Three time-range options are available:

| Parameter | Format | Example |
|-----------|--------|---------|
| `last` | compact duration | `"5m"`, `"2h"`, `"7d"` |
| `since` | ISO-8601 or datetime | `"2025-01-01T00:00:00Z"` |
| `until` | ISO-8601 or datetime | `"2025-12-31T23:59:59Z"` |

The `last` shorthand is the most convenient for interactive use.

In [8]:
# Events from the last 5 minutes
recent = ai.query_audit(last="5m")
print(f"Events in the last 5 minutes: {len(recent)}")

# Demonstrate since/until with ISO-8601 strings
from datetime import datetime, timezone, timedelta

now = datetime.now(timezone.utc)
one_hour_ago = (now - timedelta(hours=1)).isoformat()
now_iso = now.isoformat()

ranged = ai.query_audit(since=one_hour_ago, until=now_iso)
print(f"Events between since={one_hour_ago[:19]}Z and until={now_iso[:19]}Z: {len(ranged)}")

# Events from last 1 week (should include everything)
weekly = ai.query_audit(last="1w")
print(f"Events in the last 1 week: {len(weekly)}")

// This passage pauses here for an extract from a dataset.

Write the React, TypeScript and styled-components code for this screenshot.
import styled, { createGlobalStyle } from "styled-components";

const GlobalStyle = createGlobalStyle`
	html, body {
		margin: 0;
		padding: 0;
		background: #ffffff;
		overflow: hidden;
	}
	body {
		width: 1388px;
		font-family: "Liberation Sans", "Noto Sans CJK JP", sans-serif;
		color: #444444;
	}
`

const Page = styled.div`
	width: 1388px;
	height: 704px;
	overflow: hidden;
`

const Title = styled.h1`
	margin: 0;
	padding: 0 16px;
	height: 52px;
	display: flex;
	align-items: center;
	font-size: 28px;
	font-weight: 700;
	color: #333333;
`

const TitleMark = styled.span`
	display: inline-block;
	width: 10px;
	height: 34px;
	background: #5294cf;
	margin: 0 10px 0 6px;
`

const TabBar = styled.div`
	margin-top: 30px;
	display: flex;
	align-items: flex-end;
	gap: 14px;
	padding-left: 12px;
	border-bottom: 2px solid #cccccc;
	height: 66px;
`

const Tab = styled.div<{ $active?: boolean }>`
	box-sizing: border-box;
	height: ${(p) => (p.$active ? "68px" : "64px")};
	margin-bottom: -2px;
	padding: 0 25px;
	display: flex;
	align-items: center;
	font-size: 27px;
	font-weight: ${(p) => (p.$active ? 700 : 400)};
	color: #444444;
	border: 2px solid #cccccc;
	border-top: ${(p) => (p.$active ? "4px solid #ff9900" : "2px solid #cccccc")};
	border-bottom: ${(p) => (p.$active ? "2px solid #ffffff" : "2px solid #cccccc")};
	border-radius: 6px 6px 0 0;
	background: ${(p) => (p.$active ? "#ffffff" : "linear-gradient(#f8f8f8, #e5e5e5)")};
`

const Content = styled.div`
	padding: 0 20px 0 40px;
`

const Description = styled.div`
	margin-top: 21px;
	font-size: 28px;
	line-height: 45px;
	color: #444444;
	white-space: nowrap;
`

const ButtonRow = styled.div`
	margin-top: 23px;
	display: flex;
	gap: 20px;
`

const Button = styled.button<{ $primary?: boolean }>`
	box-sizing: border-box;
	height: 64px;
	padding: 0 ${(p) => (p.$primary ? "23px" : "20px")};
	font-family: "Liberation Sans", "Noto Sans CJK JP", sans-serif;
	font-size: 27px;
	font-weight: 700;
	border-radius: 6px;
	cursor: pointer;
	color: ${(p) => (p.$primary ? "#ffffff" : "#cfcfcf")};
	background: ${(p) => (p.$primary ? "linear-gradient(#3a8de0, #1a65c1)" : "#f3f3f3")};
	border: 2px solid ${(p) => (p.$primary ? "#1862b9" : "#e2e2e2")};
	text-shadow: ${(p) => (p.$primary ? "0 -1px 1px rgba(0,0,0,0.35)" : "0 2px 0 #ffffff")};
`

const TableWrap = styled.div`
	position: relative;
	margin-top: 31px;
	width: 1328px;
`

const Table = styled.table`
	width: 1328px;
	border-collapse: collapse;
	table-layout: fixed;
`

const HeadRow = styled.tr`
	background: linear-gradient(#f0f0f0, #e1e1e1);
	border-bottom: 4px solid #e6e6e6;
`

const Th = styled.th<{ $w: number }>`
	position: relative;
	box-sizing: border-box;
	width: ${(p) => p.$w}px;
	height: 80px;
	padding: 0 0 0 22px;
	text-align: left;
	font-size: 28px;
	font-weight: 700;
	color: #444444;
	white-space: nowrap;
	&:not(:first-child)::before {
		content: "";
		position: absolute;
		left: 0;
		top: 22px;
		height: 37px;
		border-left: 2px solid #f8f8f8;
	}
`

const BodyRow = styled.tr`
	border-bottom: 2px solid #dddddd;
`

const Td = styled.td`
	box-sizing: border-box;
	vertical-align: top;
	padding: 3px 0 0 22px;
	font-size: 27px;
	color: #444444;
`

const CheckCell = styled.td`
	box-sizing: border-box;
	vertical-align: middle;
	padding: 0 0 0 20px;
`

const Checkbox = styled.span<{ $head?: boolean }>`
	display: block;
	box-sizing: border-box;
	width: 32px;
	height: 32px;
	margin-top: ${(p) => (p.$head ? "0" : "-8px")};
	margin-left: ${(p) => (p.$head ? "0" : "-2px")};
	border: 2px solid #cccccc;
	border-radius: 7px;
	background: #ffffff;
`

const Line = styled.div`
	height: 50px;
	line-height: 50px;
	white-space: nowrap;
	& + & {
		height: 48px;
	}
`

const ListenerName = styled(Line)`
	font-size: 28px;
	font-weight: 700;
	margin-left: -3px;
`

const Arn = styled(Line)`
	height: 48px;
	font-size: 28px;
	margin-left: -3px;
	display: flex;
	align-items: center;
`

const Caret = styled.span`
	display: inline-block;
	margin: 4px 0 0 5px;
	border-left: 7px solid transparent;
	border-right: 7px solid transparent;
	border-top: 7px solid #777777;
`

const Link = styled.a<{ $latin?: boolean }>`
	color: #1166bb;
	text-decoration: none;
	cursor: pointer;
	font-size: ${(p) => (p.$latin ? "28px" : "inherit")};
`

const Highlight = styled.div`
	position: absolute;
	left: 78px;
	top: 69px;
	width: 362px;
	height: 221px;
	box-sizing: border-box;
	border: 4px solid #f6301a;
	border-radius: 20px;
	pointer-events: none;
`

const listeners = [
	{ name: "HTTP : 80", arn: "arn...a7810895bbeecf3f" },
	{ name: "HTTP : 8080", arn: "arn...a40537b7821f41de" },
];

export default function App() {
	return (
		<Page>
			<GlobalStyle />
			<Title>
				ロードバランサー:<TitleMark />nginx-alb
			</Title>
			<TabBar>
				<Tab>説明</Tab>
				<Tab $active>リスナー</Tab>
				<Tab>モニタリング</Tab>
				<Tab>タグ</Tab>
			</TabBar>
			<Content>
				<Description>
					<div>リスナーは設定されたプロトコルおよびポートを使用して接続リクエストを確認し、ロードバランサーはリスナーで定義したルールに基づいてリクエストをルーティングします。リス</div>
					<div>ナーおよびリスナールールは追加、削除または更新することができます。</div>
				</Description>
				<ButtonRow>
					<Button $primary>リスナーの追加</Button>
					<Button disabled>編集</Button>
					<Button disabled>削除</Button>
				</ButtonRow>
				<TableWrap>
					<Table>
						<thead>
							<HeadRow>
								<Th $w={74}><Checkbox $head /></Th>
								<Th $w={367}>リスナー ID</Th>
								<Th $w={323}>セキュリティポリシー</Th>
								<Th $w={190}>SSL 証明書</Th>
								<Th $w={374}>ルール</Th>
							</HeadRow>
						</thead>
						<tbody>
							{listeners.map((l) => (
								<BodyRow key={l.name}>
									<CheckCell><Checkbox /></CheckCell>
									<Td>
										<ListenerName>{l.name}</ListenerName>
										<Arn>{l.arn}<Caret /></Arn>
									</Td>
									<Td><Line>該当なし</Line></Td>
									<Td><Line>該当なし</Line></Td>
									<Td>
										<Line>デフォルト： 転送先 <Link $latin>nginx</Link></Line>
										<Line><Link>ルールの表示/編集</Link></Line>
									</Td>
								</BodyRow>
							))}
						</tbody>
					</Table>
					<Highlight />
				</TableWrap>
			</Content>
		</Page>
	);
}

Events in the last 5 minutes: 11
Events between since=2026-02-21T10:15:14Z and until=2026-02-21T11:15:14Z: 11
Events in the last 1 week: 11


## 8. Event details — context hash & metadata

Each audit event includes:

- **`context_hash`** — a SHA-256 hash over the event's core fields, providing tamper-evidence.
- **`metadata`** — a free-form dict with extra context (e.g. `phase`, `detection_count`, etc.).

In [9]:
import json

# Pick the first event to inspect in full
all_events = ai.query_audit(limit=1, newest_first=False)
sample = all_events[0]

print("Full audit event structure:\n")
print(json.dumps(sample, indent=2, default=str))

print(f"\n--- Key fields ---")
print(f"event_id      : {sample['event_id']}")
print(f"context_hash  : {sample['context_hash']}")
print(f"boundary      : {sample['boundary']}")
print(f"action        : {sample['action']}")
print(f"policy_name   : {sample['policy_name']}")
print(f"data_tags     : {sample['data_tags']}")
print(f"metadata      : {sample['metadata']}")
print(f"timestamp     : {sample['timestamp']}")

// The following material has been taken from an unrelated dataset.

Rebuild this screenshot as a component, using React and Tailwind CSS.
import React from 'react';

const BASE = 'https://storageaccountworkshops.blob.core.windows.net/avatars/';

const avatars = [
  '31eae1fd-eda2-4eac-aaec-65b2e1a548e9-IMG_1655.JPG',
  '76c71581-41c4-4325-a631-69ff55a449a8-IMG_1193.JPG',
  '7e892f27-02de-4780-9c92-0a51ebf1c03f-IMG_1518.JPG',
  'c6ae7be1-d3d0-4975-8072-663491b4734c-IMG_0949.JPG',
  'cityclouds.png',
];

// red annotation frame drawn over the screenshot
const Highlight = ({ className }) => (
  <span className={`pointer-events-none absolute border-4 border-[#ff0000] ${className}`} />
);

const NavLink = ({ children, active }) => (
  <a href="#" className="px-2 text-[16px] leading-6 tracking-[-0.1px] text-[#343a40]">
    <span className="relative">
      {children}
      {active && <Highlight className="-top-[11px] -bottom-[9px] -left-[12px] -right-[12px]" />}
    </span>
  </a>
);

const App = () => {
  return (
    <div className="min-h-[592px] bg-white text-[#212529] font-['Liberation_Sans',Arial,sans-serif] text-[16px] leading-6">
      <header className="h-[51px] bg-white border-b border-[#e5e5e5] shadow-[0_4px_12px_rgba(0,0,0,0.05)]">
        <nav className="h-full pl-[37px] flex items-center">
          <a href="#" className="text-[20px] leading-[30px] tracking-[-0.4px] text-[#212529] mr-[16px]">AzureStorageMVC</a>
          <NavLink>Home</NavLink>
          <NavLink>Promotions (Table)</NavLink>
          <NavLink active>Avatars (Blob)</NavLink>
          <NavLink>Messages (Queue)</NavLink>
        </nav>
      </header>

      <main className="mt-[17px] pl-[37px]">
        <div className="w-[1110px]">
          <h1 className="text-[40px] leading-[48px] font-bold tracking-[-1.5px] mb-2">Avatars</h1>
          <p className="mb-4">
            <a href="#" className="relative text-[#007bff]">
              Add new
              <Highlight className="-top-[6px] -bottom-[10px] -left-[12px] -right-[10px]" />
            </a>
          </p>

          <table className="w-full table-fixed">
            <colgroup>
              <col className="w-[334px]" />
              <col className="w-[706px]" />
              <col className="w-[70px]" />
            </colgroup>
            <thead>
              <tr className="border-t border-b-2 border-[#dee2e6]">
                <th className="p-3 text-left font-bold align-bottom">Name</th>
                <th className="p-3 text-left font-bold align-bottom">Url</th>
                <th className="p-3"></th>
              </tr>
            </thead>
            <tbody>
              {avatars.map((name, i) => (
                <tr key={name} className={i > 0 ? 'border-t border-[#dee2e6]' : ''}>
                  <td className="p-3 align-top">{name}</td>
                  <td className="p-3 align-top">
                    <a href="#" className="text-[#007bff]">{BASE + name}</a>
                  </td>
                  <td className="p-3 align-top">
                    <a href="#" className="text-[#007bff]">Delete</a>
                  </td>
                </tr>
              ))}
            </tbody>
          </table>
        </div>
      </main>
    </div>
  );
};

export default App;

Full audit event structure:

{
  "event_id": "evt_036eee61cc72",
  "boundary": "input",
  "action": "allow",
  "policy_name": "allow-input-by-default",
  "reason": "Allow when no restrictive policy matched.",
  "data_tags": [],
  "agent_id": "unknown",
  "tool_name": null,
  "session_id": null,
  "source_agent_id": null,
  "destination_agent_id": null,
  "context_hash": "sha256:94c1ead34313078f1f2d80ba06fc850ccde986e8390f36b9708ed334606141f9",
  "metadata": {},
  "timestamp": "2026-02-21T11:15:11.573904+00:00"
}

--- Key fields ---
event_id      : evt_036eee61cc72
context_hash  : sha256:94c1ead34313078f1f2d80ba06fc850ccde986e8390f36b9708ed334606141f9
boundary      : input
action        : allow
policy_name   : allow-input-by-default
data_tags     : []
metadata      : {}
timestamp     : 2026-02-21T11:15:11.573904+00:00


In [10]:
# Cleanup
tmp.cleanup()
print("Temporary directory cleaned up.")

Temporary directory cleaned up.


---

## Summary

Every boundary decision SafeAI makes is persisted as a structured, hash-verified audit event.
The `query_audit()` method supports rich filtering:

| Filter | Purpose |
|--------|---------|
| `boundary` | `"input"`, `"output"`, `"action"`, `"memory"` |
| `action` | `"allow"`, `"block"`, `"redact"`, `"require_approval"` |
| `policy_name` | Match a specific policy rule |
| `agent_id` | Per-agent audit trail |
| `tool_name` | Filter by tool |
| `data_tag` | Hierarchical tag matching |
| `session_id` | Scope to a session |
| `event_id` | Look up a single event |
| `source_agent_id` / `destination_agent_id` | Agent-to-agent flow tracking |
| `phase` | Metadata phase filter |
| `metadata_key` / `metadata_value` | Arbitrary metadata search |
| `since` / `until` | ISO-8601 time range |
| `last` | Compact duration (`"15m"`, `"2h"`, `"7d"`) |
| `limit` | Max results (default 100) |
| `newest_first` | Sort order (default `True`) |

Use these filters to build compliance dashboards, investigate incidents, or verify that
your boundary policies are working as intended.